Were he a Premier league club chairman (God forbid — I wouldn’t even wish that on Tottenham fans. Well, maybe…) Blatter would be laughed out of every board meeting before the tea and biscuits arrived for being the biggest idiot in the room; no mean feat considering the company he would be in. In less tolerant circles, he would surely have been forcibly removed from his position and sectioned under the Mental Health Act by now. One German journalist summed FIFA’s head honcho up perfectly, commenting that “He [Blatter] has fifty ideas before breakfast and fifty-one of them are bad”.

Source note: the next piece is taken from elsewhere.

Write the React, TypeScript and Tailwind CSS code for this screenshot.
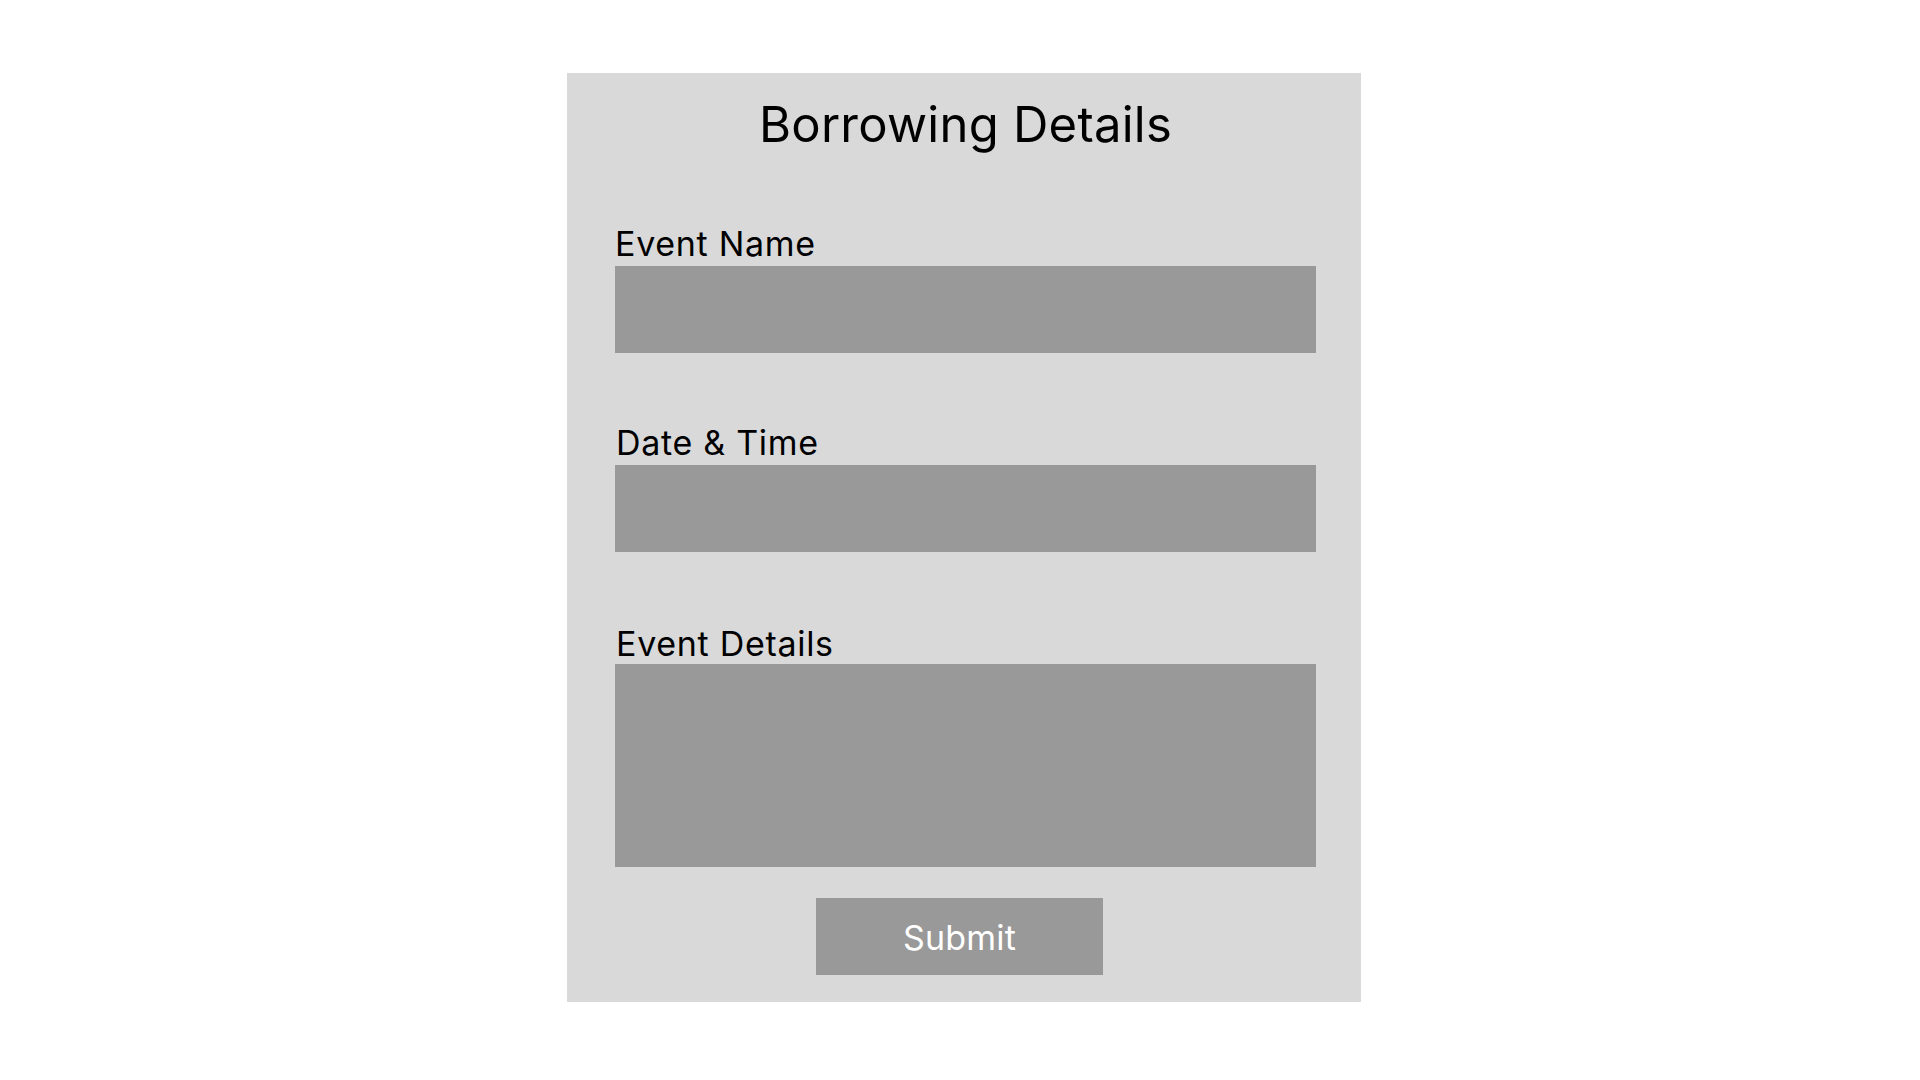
const fields = [
  { label: 'Event Name', height: 'h-[87px]', gap: 'mt-[78px]', inputGap: 'mt-[5px]', indent: '' },
  { label: 'Date & Time', height: 'h-[87px]', gap: 'mt-[73px]', inputGap: 'mt-[5px]', indent: 'pl-[1px]' },
  { label: 'Event Details', height: 'h-[203px]', gap: 'mt-[75px]', inputGap: 'mt-[3px]', indent: 'pl-[1px]' },
];

export default function App() {
  return (
    <div className="min-h-screen w-full bg-white font-['Inter',sans-serif] text-black">
      <div className="pt-[73px] pl-[567px]">
        <div className="flex h-[929px] w-[794px] flex-col bg-[#d9d9d9] pt-[27px] pl-[48px]">
          <h1 className="w-[701px] text-center text-[49px] font-normal leading-none tracking-[0.25px]">
            Borrowing Details
          </h1>

          {fields.map((field) => (
            <div key={field.label} className={`flex flex-col ${field.gap}`}>
              <label className={`text-[34px] leading-none tracking-[0.7px] ${field.indent}`}>
                {field.label}
              </label>
              <div className={`${field.inputGap} ${field.height} w-[701px] bg-[#999999]`} />
            </div>
          ))}

          <button
            type="button"
            className="mt-[31px] ml-[201px] flex h-[77px] w-[287px] items-center justify-center bg-[#999999] pt-[2px] text-[34px] leading-none tracking-[0.2px] text-white"
          >
            Submit
          </button>
        </div>
      </div>
    </div>
  );
}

Football today may have some problems, many being of its own making which it therefore has a duty to solve but the more Blatter prevaricates the more he convinces the world that he is the wrong man in the wrong place at the wrong time. A figurehead who looks for cheap and easy headlines based on preconception and prejudice is clearly bankrupt of both useful ideas and integrity and is therefore of no use to anyone; the findings of his “task force” will undoubtedly mirror these qualities too. Here’s a thought — maybe it is finally time for someone in the game to stand up to this petty little bureaucrat and challenge his outmoded views for the genuine good of the game?
“It is better to remain silent and be thought an idiot than to open your mouth and remove all doubt.” Sepp, take note and go back to the tourist industry — football neither needs nor wants you.